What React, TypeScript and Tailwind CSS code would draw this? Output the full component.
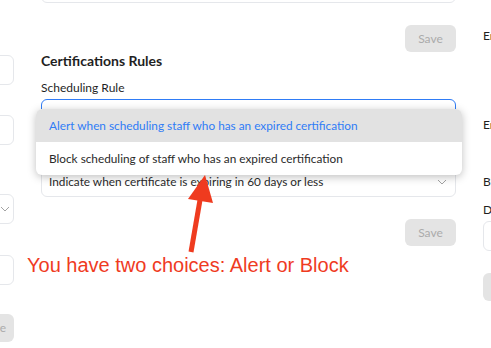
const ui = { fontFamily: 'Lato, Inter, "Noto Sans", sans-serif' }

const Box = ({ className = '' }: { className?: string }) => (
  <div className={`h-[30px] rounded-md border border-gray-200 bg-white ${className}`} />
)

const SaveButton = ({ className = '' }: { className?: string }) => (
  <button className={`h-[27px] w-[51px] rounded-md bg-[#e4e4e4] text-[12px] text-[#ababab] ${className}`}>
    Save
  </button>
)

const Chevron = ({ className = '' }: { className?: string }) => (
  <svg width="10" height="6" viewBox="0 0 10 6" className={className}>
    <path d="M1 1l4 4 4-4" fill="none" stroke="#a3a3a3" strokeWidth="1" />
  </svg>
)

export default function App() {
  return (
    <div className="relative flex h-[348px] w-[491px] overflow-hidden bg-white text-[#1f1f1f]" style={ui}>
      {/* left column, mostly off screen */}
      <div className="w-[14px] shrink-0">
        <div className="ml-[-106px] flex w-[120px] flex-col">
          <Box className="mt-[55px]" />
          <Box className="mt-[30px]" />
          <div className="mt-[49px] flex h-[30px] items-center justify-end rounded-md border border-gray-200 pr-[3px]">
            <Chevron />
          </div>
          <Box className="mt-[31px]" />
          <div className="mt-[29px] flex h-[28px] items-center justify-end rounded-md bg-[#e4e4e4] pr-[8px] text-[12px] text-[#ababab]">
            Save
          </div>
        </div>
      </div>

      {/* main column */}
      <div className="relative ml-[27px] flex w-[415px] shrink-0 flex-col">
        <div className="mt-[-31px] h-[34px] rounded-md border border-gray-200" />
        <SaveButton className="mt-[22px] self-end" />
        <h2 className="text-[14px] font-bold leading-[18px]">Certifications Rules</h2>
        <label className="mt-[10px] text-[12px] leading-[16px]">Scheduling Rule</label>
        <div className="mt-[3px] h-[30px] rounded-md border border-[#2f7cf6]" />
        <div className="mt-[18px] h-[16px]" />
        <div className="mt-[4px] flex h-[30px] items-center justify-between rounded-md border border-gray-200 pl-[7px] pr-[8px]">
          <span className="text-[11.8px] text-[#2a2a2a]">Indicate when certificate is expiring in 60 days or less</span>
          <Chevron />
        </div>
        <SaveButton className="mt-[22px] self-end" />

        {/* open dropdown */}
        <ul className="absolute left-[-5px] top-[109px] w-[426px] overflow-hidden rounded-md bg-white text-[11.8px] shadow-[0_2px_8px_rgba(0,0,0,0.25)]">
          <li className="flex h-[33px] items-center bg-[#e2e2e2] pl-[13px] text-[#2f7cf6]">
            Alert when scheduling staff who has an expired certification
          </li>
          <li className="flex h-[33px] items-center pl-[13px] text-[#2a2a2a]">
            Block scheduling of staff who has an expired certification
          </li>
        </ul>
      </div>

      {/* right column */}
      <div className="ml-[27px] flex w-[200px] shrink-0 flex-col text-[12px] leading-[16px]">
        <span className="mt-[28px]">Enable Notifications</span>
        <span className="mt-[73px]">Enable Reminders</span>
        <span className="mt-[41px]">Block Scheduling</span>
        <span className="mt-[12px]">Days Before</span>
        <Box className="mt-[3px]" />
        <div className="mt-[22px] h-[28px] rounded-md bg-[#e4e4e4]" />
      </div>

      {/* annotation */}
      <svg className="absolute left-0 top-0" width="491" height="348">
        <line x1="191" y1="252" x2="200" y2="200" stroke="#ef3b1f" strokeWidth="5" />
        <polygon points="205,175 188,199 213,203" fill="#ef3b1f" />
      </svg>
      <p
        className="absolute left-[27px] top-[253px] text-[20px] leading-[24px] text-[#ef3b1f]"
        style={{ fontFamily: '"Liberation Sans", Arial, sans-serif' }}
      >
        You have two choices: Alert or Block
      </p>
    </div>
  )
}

_What is needed_. All of the data above should be transcribed verbatim, with pictures omitted.

_Output of the task_.
What React, TypeScript and Tailwind CSS code would draw this? Output the full component.
const ui = { fontFamily: 'Lato, Inter, "Noto Sans", sans-serif' }

const Box = ({ className = '' }: { className?: string }) => (
  <div className={`h-[30px] rounded-md border border-gray-200 bg-white ${className}`} />
)

const SaveButton = ({ className = '' }: { className?: string }) => (
  <button className={`h-[27px] w-[51px] rounded-md bg-[#e4e4e4] text-[12px] text-[#ababab] ${className}`}>
    Save
  </button>
)

const Chevron = ({ className = '' }: { className?: string }) => (
  <svg width="10" height="6" viewBox="0 0 10 6" className={className}>
    <path d="M1 1l4 4 4-4" fill="none" stroke="#a3a3a3" strokeWidth="1" />
  </svg>
)

export default function App() {
  return (
    <div className="relative flex h-[348px] w-[491px] overflow-hidden bg-white text-[#1f1f1f]" style={ui}>
      {/* left column, mostly off screen */}
      <div className="w-[14px] shrink-0">
        <div className="ml-[-106px] flex w-[120px] flex-col">
          <Box className="mt-[55px]" />
          <Box className="mt-[30px]" />
          <div className="mt-[49px] flex h-[30px] items-center justify-end rounded-md border border-gray-200 pr-[3px]">
            <Chevron />
          </div>
          <Box className="mt-[31px]" />
          <div className="mt-[29px] flex h-[28px] items-center justify-end rounded-md bg-[#e4e4e4] pr-[8px] text-[12px] text-[#ababab]">
            Save
          </div>
        </div>
      </div>

      {/* main column */}
      <div className="relative ml-[27px] flex w-[415px] shrink-0 flex-col">
        <div className="mt-[-31px] h-[34px] rounded-md border border-gray-200" />
        <SaveButton className="mt-[22px] self-end" />
        <h2 className="text-[14px] font-bold leading-[18px]">Certifications Rules</h2>
        <label className="mt-[10px] text-[12px] leading-[16px]">Scheduling Rule</label>
        <div className="mt-[3px] h-[30px] rounded-md border border-[#2f7cf6]" />
        <div className="mt-[18px] h-[16px]" />
        <div className="mt-[4px] flex h-[30px] items-center justify-between rounded-md border border-gray-200 pl-[7px] pr-[8px]">
          <span className="text-[11.8px] text-[#2a2a2a]">Indicate when certificate is expiring in 60 days or less</span>
          <Chevron />
        </div>
        <SaveButton className="mt-[22px] self-end" />

        {/* open dropdown */}
        <ul className="absolute left-[-5px] top-[109px] w-[426px] overflow-hidden rounded-md bg-white text-[11.8px] shadow-[0_2px_8px_rgba(0,0,0,0.25)]">
          <li className="flex h-[33px] items-center bg-[#e2e2e2] pl-[13px] text-[#2f7cf6]">
            Alert when scheduling staff who has an expired certification
          </li>
          <li className="flex h-[33px] items-center pl-[13px] text-[#2a2a2a]">
            Block scheduling of staff who has an expired certification
          </li>
        </ul>
      </div>

      {/* right column */}
      <div className="ml-[27px] flex w-[200px] shrink-0 flex-col text-[12px] leading-[16px]">
        <span className="mt-[28px]">Enable Notifications</span>
        <span className="mt-[73px]">Enable Reminders</span>
        <span className="mt-[41px]">Block Scheduling</span>
        <span className="mt-[12px]">Days Before</span>
        <Box className="mt-[3px]" />
        <div className="mt-[22px] h-[28px] rounded-md bg-[#e4e4e4]" />
      </div>

      {/* annotation */}
      <svg className="absolute left-0 top-0" width="491" height="348">
        <line x1="191" y1="252" x2="200" y2="200" stroke="#ef3b1f" strokeWidth="5" />
        <polygon points="205,175 188,199 213,203" fill="#ef3b1f" />
      </svg>
      <p
        className="absolute left-[27px] top-[253px] text-[20px] leading-[24px] text-[#ef3b1f]"
        style={{ fontFamily: '"Liberation Sans", Arial, sans-serif' }}
      >
        You have two choices: Alert or Block
      </p>
    </div>
  )
}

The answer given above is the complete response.